Da dies eine spoilerfreie Rezension sein soll, kann (und will) ich auf manche Dinge noch nicht eingehen, die der Leser selbst entdecken möchte. Freed liefert jedoch klare, definitive Antworten auf die wichtigsten Fragen – dazu gehören eindeutige Charakterschicksale sämtlicher Protagonisten und Antagonisten genauso wie die Auflösung des Rätsels „whatever Kairos is“ und anderer Mysterien. Das Ende, so wie es kam, habe ich bis zuletzt nicht kommen sehen, doch empfand ich es als sehr rund und den Figuren und ihren Prüfungen und Erlebnissen sehr treu. Zwar möchte ich mit diesem Satz nun keine selbsterfüllenden Prophezeiungen heraufbeschwören, aber ich kann mir gut vorstellen, dass sich manch einer andere Figurenschicksale gewünscht hätte.

Als Fazit lässt sich sagen, dass Victory’s Price – und die gesamte Alphabet Squadron-Trilogie – sicherlich nicht jedermanns Geschmack treffen wird. Dafür ist das Sujet zu sehr in einer Nische verortet, und die traumatisch-düsteren Elemente sowie der Bruch mit den Konventionen der X-Wing-Romane und anderer Piloten-Storys tun ihr Übriges. Doch wer sich in die Trilogie hineinliest, sich auf die neuen Figuren einlässt und sich auch an schwerer, teils bitterer Kost erfreuen kann, dem servieren Freed, Del Rey und Lucasfilm hier ein Drei-Gänge-Menü für Gourmets, das auch durch hohe sprachliche Qualität zu punkten weiß. Wenn ihr für Unkonventionelles offen seid, Freeds bisheriges Schaffen mochtet oder Alphabet Squadron und Shadow Fall bereits gelesen habt, dann kann ich euch Victory’s Price nur ans Herz legen.

Wir danken Del Rey für die Bereitstellung des Vorabexemplars, das dieser Rezension zugrunde liegt.

6 Kommentare

  1. Ist schon vorbestellt, auch wenn ich es wohl nicht gleich ab Dienstag dazu kommen werde.

    Ich habe mich mit dieser Trilogie ja bislang echt schwergetan. Noch nie musste ich beim Lesen so detailliert Buch führen, wer welchen Schicksalsschlag, Probleme und Nöte hat. Aber es klingt ja so, als ob doch noch alles in klärende Bahnen gelenkt wird.
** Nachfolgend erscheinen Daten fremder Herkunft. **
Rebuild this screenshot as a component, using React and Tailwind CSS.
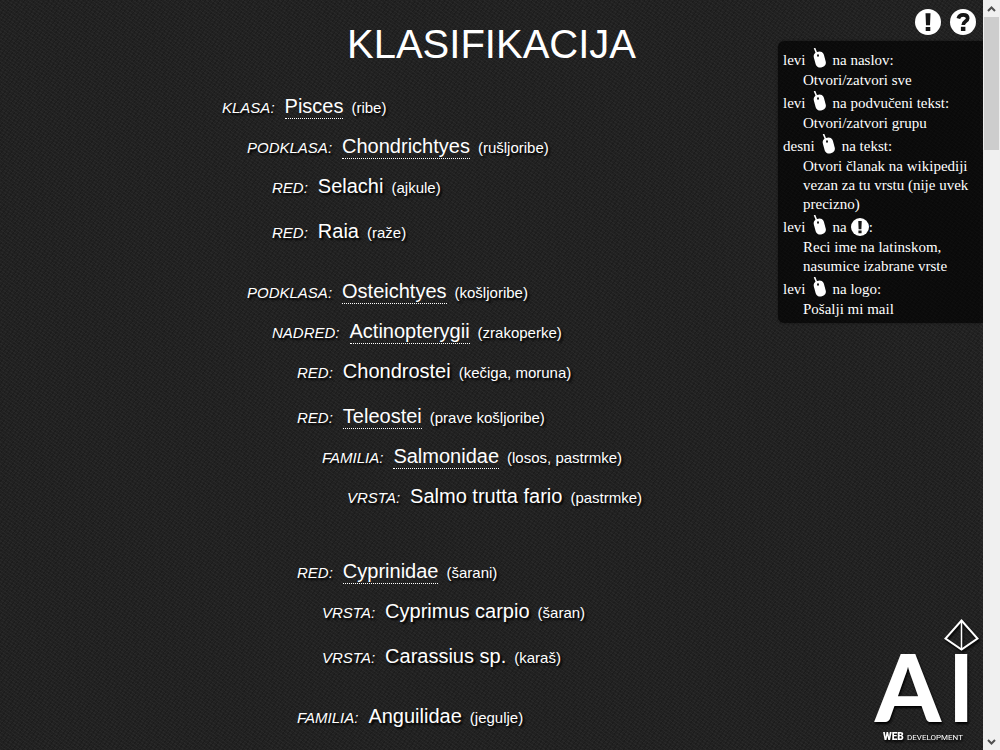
import React, { useState } from "react";

const tree = {
  rank: "KLASA", name: "Pisces", note: "ribe", children: [
    { rank: "PODKLASA", name: "Chondrichtyes", note: "rušljoribe", children: [
      { rank: "RED", name: "Selachi", note: "ajkule" },
      { rank: "RED", name: "Raia", note: "raže" },
    ] },
    { rank: "PODKLASA", name: "Osteichtyes", note: "košljoribe", children: [
      { rank: "NADRED", name: "Actinopterygii", note: "zrakoperke", children: [
        { rank: "RED", name: "Chondrostei", note: "kečiga, moruna" },
        { rank: "RED", name: "Teleostei", note: "prave košljoribe", children: [
          { rank: "FAMILIA", name: "Salmonidae", note: "losos, pastrmke", children: [
            { rank: "VRSTA", name: "Salmo trutta fario", note: "pastrmke" },
          ] },
        ] },
        { rank: "RED", name: "Cyprinidae", note: "šarani", children: [
          { rank: "VRSTA", name: "Cyprimus carpio", note: "šaran" },
          { rank: "VRSTA", name: "Carassius sp.", note: "karaš" },
        ] },
        { rank: "FAMILIA", name: "Anguilidae", note: "jegulje" },
      ] },
    ] },
  ],
};

function Taxon({ node }) {
  const [open, setOpen] = useState(true);
  return (
    <li className="pb-[15px]">
      <div className="flex h-[30px] items-baseline whitespace-nowrap text-[15px] leading-[30px]">
        <em className="mr-[10px]">{node.rank}:</em>
        {node.children ? (
          <button type="button" onClick={() => setOpen(!open)} className="cursor-pointer border-b border-dotted border-white text-xl leading-6">
            {node.name}
          </button>
        ) : (
          <span className="text-xl leading-6">{node.name}</span>
        )}
        <span className="ml-2">({node.note})</span>
      </div>
      {node.children && open && (
        <ul className="pt-[10px] pl-[25px]">
          {node.children.map((c) => <Taxon key={c.name} node={c} />)}
        </ul>
      )}
    </li>
  );
}

function Exclamation({ className }) {
  return (
    <svg viewBox="0 0 26 26" className={className} aria-hidden="true">
      <circle cx="13" cy="13" r="13" fill="#fff" />
      <path d="M10.500 4.300h5l-.5 12h-4zM10.700 18h4.600v4h-4.600z" fill="#161616" />
    </svg>
  );
}

function Question({ className }) {
  return (
    <svg viewBox="0 0 26 26" className={className} aria-hidden="true">
      <circle cx="13" cy="13" r="13" fill="#fff" />
      <path d="M8.300 9.400C9 6.900 10.700 5.900 13.200 5.900c2.700 0 4.500 1.300 4.500 3.400 0 3.100-4.500 3-4.500 6.700" fill="none" stroke="#161616" strokeWidth="3.700" />
      <path d="M10.900 17.800h4.500v4.200h-4.500z" fill="#161616" />
    </svg>
  );
}

function Mouse() {
  return (
    <svg viewBox="0 0 14 20" className="mr-[6px] ml-[7px] h-5 w-[14px] shrink-0" aria-hidden="true">
      <path d="M1.500 0 L3.500 5" stroke="#fff" strokeWidth="1.600" fill="none" />
      <rect x="1.700" y="3.500" width="10.400" height="16" rx="4.500" fill="#fff" transform="rotate(-15 7 12)" />
      <ellipse cx="5" cy="7.500" rx="1" ry="1.200" fill="#111" />
    </svg>
  );
}

function Help({ button, target, children }) {
  return (
    <>
      <dt className="flex h-6 items-center pb-[2px] leading-[19px]">
        <span className="pt-1">{button}</span>
        <Mouse />
        <span className="flex items-center pt-1">{target}</span>
      </dt>
      <dd className="pl-5 leading-[19px]">{children}</dd>
    </>
  );
}

function Logo() {
  return (
    <svg viewBox="0 0 106 126" className="h-[126px] w-[106px] drop-shadow-[1px_2px_1px_#000]" role="img" aria-label="AI Web Development">
      <path d="M87.500 2.500 103.500 20.500 87.500 31.500 71.500 20.500Z" fill="none" stroke="#fff" strokeWidth="2" />
      <path d="M87.500 2.500V31.500" stroke="#fff" strokeWidth="1.500" />
      <g fill="#fff">
        <text x="1" y="104" fontFamily="Lato, sans-serif" fontWeight="900" fontSize="94">A</text>
        <text x="87" y="104" textAnchor="middle" fontFamily="Inter, sans-serif" fontWeight="600" fontSize="93">I</text>
        <text x="9" y="122" fontFamily="Roboto, sans-serif" fontWeight="900" fontSize="10">WEB</text>
        <text x="33" y="122" fontFamily="Roboto, sans-serif" fontSize="8">DEVELOPMENT</text>
      </g>
    </svg>
  );
}

export default function App() {
  const [help, setHelp] = useState(true);
  return (
    <div className="flex h-screen overflow-hidden bg-[#212121] font-['Liberation_Sans',Arial,sans-serif] text-white">
      <div className="relative min-w-0 flex-1 overflow-hidden bg-[repeating-linear-gradient(35deg,#ffffff08_0px,#ffffff08_1px,transparent_1px,transparent_3px),repeating-linear-gradient(125deg,#00000026_0px,#00000026_1px,transparent_1px,transparent_4px)]">
        <main className="pt-5 [text-shadow:2px_2px_2px_#000]">
          <h1 className="text-center text-[40px] leading-[48px]">
            <button type="button" className="cursor-pointer">KLASIFIKACIJA</button>
          </h1>
          <ul className="mx-auto max-w-[539px] pt-[25px]">
            <Taxon node={tree} />
          </ul>
        </main>

        <aside className="absolute top-0 right-0 w-[205px] font-['Liberation_Serif','Times_New_Roman',serif] text-[15px]">
          <div className="flex justify-end gap-[9px] pt-[9px] pr-[7px] pb-[6px]">
            <button type="button" aria-label="Reci ime" className="cursor-pointer"><Exclamation className="size-[26px]" /></button>
            <button type="button" aria-label="Pomoć" onClick={() => setHelp(!help)} className="cursor-pointer"><Question className="size-[26px]" /></button>
          </div>
          {help && (
            <dl className="rounded-l-md bg-black/65 px-[5px] pt-[6px] pb-1 shadow-[0_0_3px_#0006]">
              <Help button="levi" target="na naslov:">Otvori/zatvori sve</Help>
              <Help button="levi" target="na podvučeni tekst:">Otvori/zatvori grupu</Help>
              <Help button="desni" target="na tekst:">Otvori članak na wikipediji vezan za tu vrstu (nije uvek precizno)</Help>
              <Help button="levi" target={<>na <Exclamation className="ml-1 size-[18px]" />:</>}>Reci ime na latinskom, nasumice izabrane vrste</Help>
              <Help button="levi" target="na logo:">Pošalji mi mail</Help>
            </dl>
          )}
        </aside>

        <a href="mailto:info@example.com" className="absolute right-[3px] bottom-[6px]"><Logo /></a>
      </div>

      <div aria-hidden="true" className="flex w-[17px] shrink-0 flex-col items-center bg-[#f0f0f0]">
        <svg viewBox="0 0 17 17" className="size-[17px] shrink-0"><path d="M5 11 8.500 7.500 12 11" fill="none" stroke="#505050" strokeWidth="2" /></svg>
        <div className="min-h-0 w-[15px] flex-1"><div className="h-[133px] bg-[#cdcdcd]" /></div>
        <svg viewBox="0 0 17 17" className="size-[17px] shrink-0"><path d="M5 7 8.500 10.500 12 7" fill="none" stroke="#505050" strokeWidth="2" /></svg>
      </div>
    </div>
  );
}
Vermutlich aber wieder eine Reihe, die man noch mal in Ruhe hintereinander weg lesen muss, um alles mitnehmen zu können.

    1. Wie in der Rezension geschrieben ist die Reihe eher ungewöhnlich für Pilotengeschichten da es entgegen des Titels nur selten um die Alphabet-Staffel als Einheit, sondern eher um ihre einzelnen Mitglieder geht, die häufig separat auf Missionen unterwegs sind, v.a. in Buch 2 und 3. Persönlich hatte ich ab Buch 2 uneingeschränktes Vergnügen mit der Trilogie; Band 1 fand ich noch etwas holprig.

      Du kannst ja mal hineinlesen und uns dann sagen ob sie deinen Geschmack trifft!

  2. Das Buch ist soo gut. Für mich mit das Beste was der Kanon hervorgebracht hat. Schöne Wortwahl und Formulierungen machen das lesen wirklich zu einer Freude. Wie in der Rezension schon genannt ist das Buch keine leichte Kost. Das liegt weniger an der Handlung sonder an den Gedanken und Emotionen der Charakter. Deshalb habe ich auch selten mehr als 1-2 Kapitel pro Tag gelesen. (Ist aber auch ein langes Buch).
    Zusammen mit der kontroversen Aftermath-Trilogie und Lost Stars hat man mit der Alphabet Squadron Trilogie ein recht rundes Ende des Ende des Krieges. Alles fühlt sich nach Ende an.
    Mir wird das Buch, seine Charaktere und die aufgeworfenen Fragen gut in Erinnerung bleiben. Jetzt bleibt nur noch zu hoffen das uns der Autor weitere Romane beschert.